**TASK DETAILS:** Print the listing in its entirety and exactly, leaving out images.

═══ AVAILABLE RECORDS ═══

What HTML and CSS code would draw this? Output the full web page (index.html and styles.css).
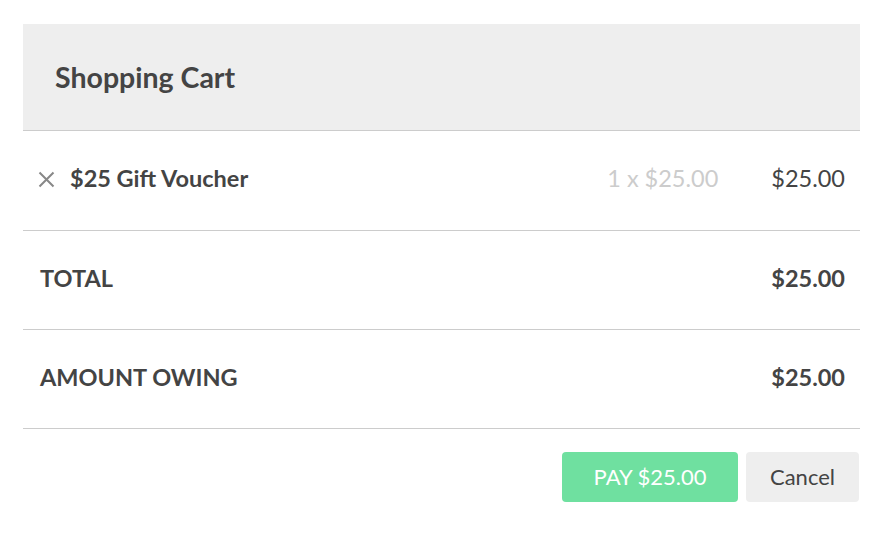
FILE: index.html
```html
<!DOCTYPE html>
<html lang="en">
<head>
  <meta charset="UTF-8">
  <meta name="viewport" content="width=device-width, initial-scale=1.0">
  <title>Shopping Cart</title>
  <link rel="stylesheet" href="styles.css">
</head>
<body>
  <div class="cart">
    <div class="cart-header">
      <h2>Shopping Cart</h2>
    </div>
    <div class="cart-row item-row">
      <div class="item">
        <span class="remove">
          <svg width="17" height="17" viewBox="0 0 17 17"><path d="M1.5 1.5 L15.5 15.5 M15.5 1.5 L1.5 15.5" stroke="#888" stroke-width="2" fill="none"/></svg>
        </span>
        <span class="item-name">$25 Gift Voucher</span>
      </div>
      <span class="qty">1 x $25.00</span>
      <span class="amount">$25.00</span>
    </div>
    <div class="cart-row">
      <span class="label">TOTAL</span>
      <span class="amount strong">$25.00</span>
    </div>
    <div class="cart-row">
      <span class="label">AMOUNT OWING</span>
      <span class="amount strong">$25.00</span>
    </div>
    <div class="actions">
      <button class="btn btn-pay">PAY $25.00</button>
      <button class="btn btn-cancel">Cancel</button>
    </div>
  </div>
</body>
</html>
```

FILE: styles.css
```css
body { margin: 0; background: #fff; font-family: Lato, "Open Sans", sans-serif; color: #444; }
.cart { margin: 24px 28px 0 23px; }
.cart-header { background: #eee; height: 106px; display: flex; align-items: center; padding: 0 32px; border-bottom: 1px solid #ccc; }
.cart-header h2 { margin: 0; font-size: 28.5px; font-weight: 700; }
.cart-row { display: flex; align-items: center; box-sizing: border-box; height: 99px; padding: 0 15px 5px 17px; border-bottom: 1px solid #ccc; font-size: 23.5px; }
.item-row { height: 100px; }
.item { display: flex; align-items: center; flex: 1; }
.remove { display: flex; margin-right: 15px; margin-left: -2px; padding-top: 2px; }
.item-name { font-weight: 700; }
.qty { color: #ccc; text-align: right; margin-right: 53px; }
.label { flex: 1; font-weight: 700; }
.amount { text-align: right; }
.strong { font-weight: 700; }
.actions { display: flex; justify-content: flex-end; gap: 8px; padding-top: 23px; margin-right: 1px; }
.btn { height: 50px; border: none; border-radius: 4px; padding-bottom: 2px; font-family: Lato, sans-serif; font-size: 22px; cursor: pointer; }
.btn-pay { width: 176px; background: #6fe0a0; color: #fff; }
.btn-cancel { width: 113px; background: #eee; color: #444; }
```
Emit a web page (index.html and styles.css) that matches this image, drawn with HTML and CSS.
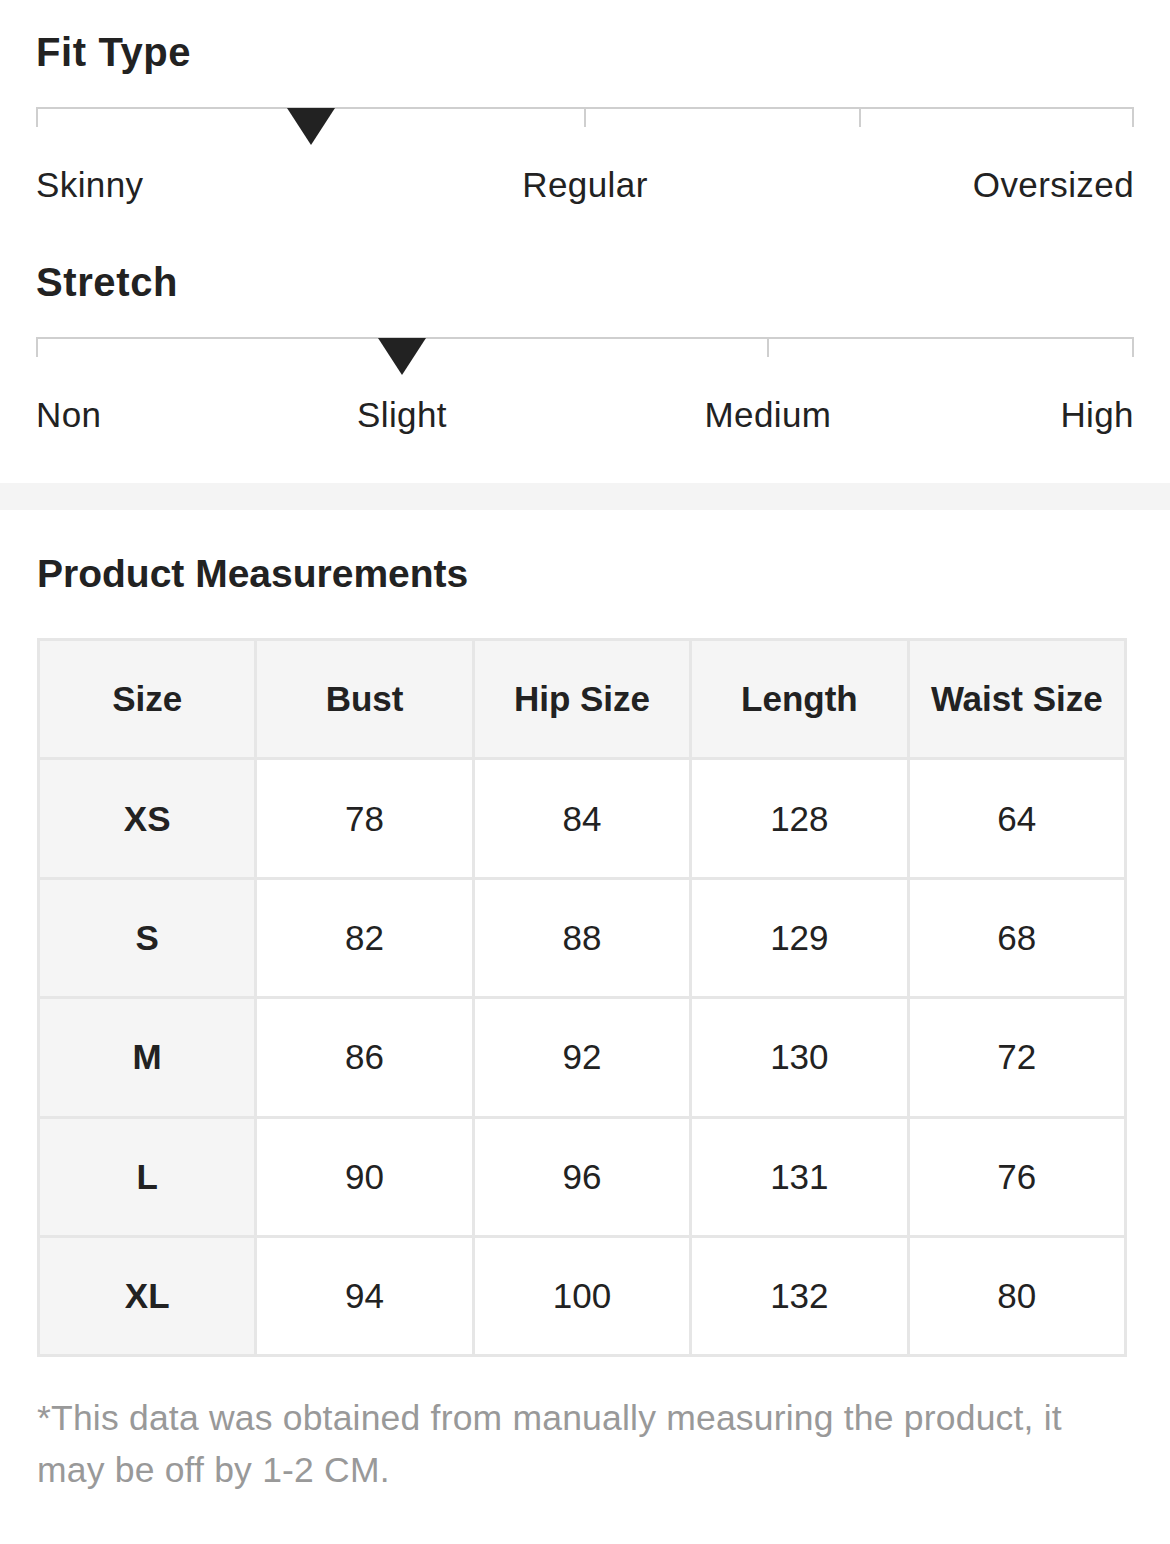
FILE: index.html
```html
<!DOCTYPE html>
<html>
<head>
<meta charset="utf-8">
<link rel="stylesheet" href="styles.css">
</head>
<body>
<section class="fit">
  <div class="scale-block">
    <h2 class="scale-title">Fit Type</h2>
    <div class="track">
      <span class="tick tick-start"></span>
      <span class="tick tick-half"></span>
      <span class="tick tick-three-q"></span>
      <span class="tick tick-end"></span>
      <span class="marker marker-quarter"></span>
    </div>
    <div class="labels labels-fit">
      <span class="lbl lbl-first">Skinny</span>
      <span class="lbl lbl-mid-wide">Regular</span>
      <span class="lbl lbl-last">Oversized</span>
    </div>
  </div>
  <div class="scale-block scale-block-second">
    <h2 class="scale-title">Stretch</h2>
    <div class="track">
      <span class="tick tick-start"></span>
      <span class="tick tick-two-third"></span>
      <span class="tick tick-end"></span>
      <span class="marker marker-third"></span>
    </div>
    <div class="labels labels-stretch">
      <span class="lbl lbl-first">Non</span>
      <span class="lbl lbl-mid-a">Slight</span>
      <span class="lbl lbl-mid-b">Medium</span>
      <span class="lbl lbl-last">High</span>
    </div>
  </div>
</section>
<div class="divider"></div>
<section class="measure">
  <h2 class="measure-title">Product Measurements</h2>
  <table class="size-table">
    <thead>
      <tr><th>Size</th><th>Bust</th><th>Hip Size</th><th>Length</th><th>Waist Size</th></tr>
    </thead>
    <tbody>
      <tr><th>XS</th><td>78</td><td>84</td><td>128</td><td>64</td></tr>
      <tr><th>S</th><td>82</td><td>88</td><td>129</td><td>68</td></tr>
      <tr><th>M</th><td>86</td><td>92</td><td>130</td><td>72</td></tr>
      <tr><th>L</th><td>90</td><td>96</td><td>131</td><td>76</td></tr>
      <tr><th>XL</th><td>94</td><td>100</td><td>132</td><td>80</td></tr>
    </tbody>
  </table>
  <p class="note">*This data was obtained from manually measuring the product, it may be off by 1-2 CM.</p>
</section>
</body>
</html>
```
FILE: styles.css
```css
* { box-sizing: border-box; }
html, body { margin: 0; padding: 0; background: #fff; }
body {
  font-family: "Liberation Sans", Arial, sans-serif;
  color: #222;
  width: 1170px;
}
.fit {
  padding: 29px 36px 48px 36px;
}
.scale-title {
  margin: 0;
  font-size: 40px;
  line-height: 46px;
  font-weight: bold;
  letter-spacing: 0.6px;
  color: #222;
}
.scale-block-second { margin-top: 54px; }
.track {
  position: relative;
  margin-top: 32px;
  height: 20px;
  border-top: 2px solid #cfcfcf;
}
.tick {
  position: absolute;
  top: -1px;
  width: 2px;
  height: 19px;
  background: #cfcfcf;
}
.tick-start { left: 0; }
.tick-half { left: calc(50% - 1px); }
.tick-three-q { left: calc(75% - 1px); }
.tick-two-third { left: calc(66.667% - 1px); }
.tick-end { right: 0; }
.marker {
  position: absolute;
  top: -1px;
  width: 0;
  height: 0;
  border-left: 24px solid transparent;
  border-right: 24px solid transparent;
  border-top: 37px solid #222;
  transform: translateX(-50%);
}
.marker-quarter { left: 25%; }
.marker-third { left: 33.333%; }
.labels {
  display: grid;
  margin-top: 38px;
  font-size: 35px;
  line-height: 40px;
  letter-spacing: 0.4px;
  color: #222;
}
.labels-fit { grid-template-columns: 1fr 1fr 1fr 1fr; }
.labels-fit .lbl-mid-wide { grid-column: 2 / span 2; text-align: center; }
.labels-stretch { grid-template-columns: repeat(6, 1fr); }
.labels-stretch .lbl-mid-a { grid-column: 2 / span 2; text-align: center; }
.labels-stretch .lbl-mid-b { grid-column: 4 / span 2; text-align: center; }
.lbl-first { text-align: left; white-space: nowrap; }
.lbl-last { text-align: right; white-space: nowrap; }
.divider {
  height: 27px;
  background: #f4f4f4;
}
.measure {
  padding: 41px 43px 40px 37px;
}
.measure-title {
  margin: 0;
  font-size: 39px;
  line-height: 46px;
  font-weight: bold;
  color: #222;
}
.size-table {
  margin-top: 41px;
  width: 1090px;
  border-collapse: collapse;
  table-layout: fixed;
  border: 3px solid #e6e6e6;
}
.size-table th,
.size-table td {
  border: 3px solid #e6e6e6;
  height: 119.4px;
  padding: 0;
  text-align: center;
  vertical-align: middle;
  font-size: 35px;
  color: #222;
}
.size-table th { font-weight: bold; background: #f5f5f5; }
.size-table td { font-weight: normal; background: #fff; }
.note {
  margin: 35px 0 0 0;
  width: 1070px;
  font-size: 35.5px;
  line-height: 52px;
  letter-spacing: 0.2px;
  color: #999;
}
```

═══

**TASK OUTPUT:**
What HTML and CSS code would draw this? Output the full web page (index.html and styles.css).
FILE: index.html
```html
<!DOCTYPE html>
<html lang="en">
<head>
  <meta charset="UTF-8">
  <meta name="viewport" content="width=device-width, initial-scale=1.0">
  <title>Shopping Cart</title>
  <link rel="stylesheet" href="styles.css">
</head>
<body>
  <div class="cart">
    <div class="cart-header">
      <h2>Shopping Cart</h2>
    </div>
    <div class="cart-row item-row">
      <div class="item">
        <span class="remove">
          <svg width="17" height="17" viewBox="0 0 17 17"><path d="M1.5 1.5 L15.5 15.5 M15.5 1.5 L1.5 15.5" stroke="#888" stroke-width="2" fill="none"/></svg>
        </span>
        <span class="item-name">$25 Gift Voucher</span>
      </div>
      <span class="qty">1 x $25.00</span>
      <span class="amount">$25.00</span>
    </div>
    <div class="cart-row">
      <span class="label">TOTAL</span>
      <span class="amount strong">$25.00</span>
    </div>
    <div class="cart-row">
      <span class="label">AMOUNT OWING</span>
      <span class="amount strong">$25.00</span>
    </div>
    <div class="actions">
      <button class="btn btn-pay">PAY $25.00</button>
      <button class="btn btn-cancel">Cancel</button>
    </div>
  </div>
</body>
</html>
```

FILE: styles.css
```css
body { margin: 0; background: #fff; font-family: Lato, "Open Sans", sans-serif; color: #444; }
.cart { margin: 24px 28px 0 23px; }
.cart-header { background: #eee; height: 106px; display: flex; align-items: center; padding: 0 32px; border-bottom: 1px solid #ccc; }
.cart-header h2 { margin: 0; font-size: 28.5px; font-weight: 700; }
.cart-row { display: flex; align-items: center; box-sizing: border-box; height: 99px; padding: 0 15px 5px 17px; border-bottom: 1px solid #ccc; font-size: 23.5px; }
.item-row { height: 100px; }
.item { display: flex; align-items: center; flex: 1; }
.remove { display: flex; margin-right: 15px; margin-left: -2px; padding-top: 2px; }
.item-name { font-weight: 700; }
.qty { color: #ccc; text-align: right; margin-right: 53px; }
.label { flex: 1; font-weight: 700; }
.amount { text-align: right; }
.strong { font-weight: 700; }
.actions { display: flex; justify-content: flex-end; gap: 8px; padding-top: 23px; margin-right: 1px; }
.btn { height: 50px; border: none; border-radius: 4px; padding-bottom: 2px; font-family: Lato, sans-serif; font-size: 22px; cursor: pointer; }
.btn-pay { width: 176px; background: #6fe0a0; color: #fff; }
.btn-cancel { width: 113px; background: #eee; color: #444; }
```
Emit a web page (index.html and styles.css) that matches this image, drawn with HTML and CSS.
FILE: index.html
```html
<!DOCTYPE html>
<html>
<head>
<meta charset="utf-8">
<link rel="stylesheet" href="styles.css">
</head>
<body>
<section class="fit">
  <div class="scale-block">
    <h2 class="scale-title">Fit Type</h2>
    <div class="track">
      <span class="tick tick-start"></span>
      <span class="tick tick-half"></span>
      <span class="tick tick-three-q"></span>
      <span class="tick tick-end"></span>
      <span class="marker marker-quarter"></span>
    </div>
    <div class="labels labels-fit">
      <span class="lbl lbl-first">Skinny</span>
      <span class="lbl lbl-mid-wide">Regular</span>
      <span class="lbl lbl-last">Oversized</span>
    </div>
  </div>
  <div class="scale-block scale-block-second">
    <h2 class="scale-title">Stretch</h2>
    <div class="track">
      <span class="tick tick-start"></span>
      <span class="tick tick-two-third"></span>
      <span class="tick tick-end"></span>
      <span class="marker marker-third"></span>
    </div>
    <div class="labels labels-stretch">
      <span class="lbl lbl-first">Non</span>
      <span class="lbl lbl-mid-a">Slight</span>
      <span class="lbl lbl-mid-b">Medium</span>
      <span class="lbl lbl-last">High</span>
    </div>
  </div>
</section>
<div class="divider"></div>
<section class="measure">
  <h2 class="measure-title">Product Measurements</h2>
  <table class="size-table">
    <thead>
      <tr><th>Size</th><th>Bust</th><th>Hip Size</th><th>Length</th><th>Waist Size</th></tr>
    </thead>
    <tbody>
      <tr><th>XS</th><td>78</td><td>84</td><td>128</td><td>64</td></tr>
      <tr><th>S</th><td>82</td><td>88</td><td>129</td><td>68</td></tr>
      <tr><th>M</th><td>86</td><td>92</td><td>130</td><td>72</td></tr>
      <tr><th>L</th><td>90</td><td>96</td><td>131</td><td>76</td></tr>
      <tr><th>XL</th><td>94</td><td>100</td><td>132</td><td>80</td></tr>
    </tbody>
  </table>
  <p class="note">*This data was obtained from manually measuring the product, it may be off by 1-2 CM.</p>
</section>
</body>
</html>
```
FILE: styles.css
```css
* { box-sizing: border-box; }
html, body { margin: 0; padding: 0; background: #fff; }
body {
  font-family: "Liberation Sans", Arial, sans-serif;
  color: #222;
  width: 1170px;
}
.fit {
  padding: 29px 36px 48px 36px;
}
.scale-title {
  margin: 0;
  font-size: 40px;
  line-height: 46px;
  font-weight: bold;
  letter-spacing: 0.6px;
  color: #222;
}
.scale-block-second { margin-top: 54px; }
.track {
  position: relative;
  margin-top: 32px;
  height: 20px;
  border-top: 2px solid #cfcfcf;
}
.tick {
  position: absolute;
  top: -1px;
  width: 2px;
  height: 19px;
  background: #cfcfcf;
}
.tick-start { left: 0; }
.tick-half { left: calc(50% - 1px); }
.tick-three-q { left: calc(75% - 1px); }
.tick-two-third { left: calc(66.667% - 1px); }
.tick-end { right: 0; }
.marker {
  position: absolute;
  top: -1px;
  width: 0;
  height: 0;
  border-left: 24px solid transparent;
  border-right: 24px solid transparent;
  border-top: 37px solid #222;
  transform: translateX(-50%);
}
.marker-quarter { left: 25%; }
.marker-third { left: 33.333%; }
.labels {
  display: grid;
  margin-top: 38px;
  font-size: 35px;
  line-height: 40px;
  letter-spacing: 0.4px;
  color: #222;
}
.labels-fit { grid-template-columns: 1fr 1fr 1fr 1fr; }
.labels-fit .lbl-mid-wide { grid-column: 2 / span 2; text-align: center; }
.labels-stretch { grid-template-columns: repeat(6, 1fr); }
.labels-stretch .lbl-mid-a { grid-column: 2 / span 2; text-align: center; }
.labels-stretch .lbl-mid-b { grid-column: 4 / span 2; text-align: center; }
.lbl-first { text-align: left; white-space: nowrap; }
.lbl-last { text-align: right; white-space: nowrap; }
.divider {
  height: 27px;
  background: #f4f4f4;
}
.measure {
  padding: 41px 43px 40px 37px;
}
.measure-title {
  margin: 0;
  font-size: 39px;
  line-height: 46px;
  font-weight: bold;
  color: #222;
}
.size-table {
  margin-top: 41px;
  width: 1090px;
  border-collapse: collapse;
  table-layout: fixed;
  border: 3px solid #e6e6e6;
}
.size-table th,
.size-table td {
  border: 3px solid #e6e6e6;
  height: 119.4px;
  padding: 0;
  text-align: center;
  vertical-align: middle;
  font-size: 35px;
  color: #222;
}
.size-table th { font-weight: bold; background: #f5f5f5; }
.size-table td { font-weight: normal; background: #fff; }
.note {
  margin: 35px 0 0 0;
  width: 1070px;
  font-size: 35.5px;
  line-height: 52px;
  letter-spacing: 0.2px;
  color: #999;
}
```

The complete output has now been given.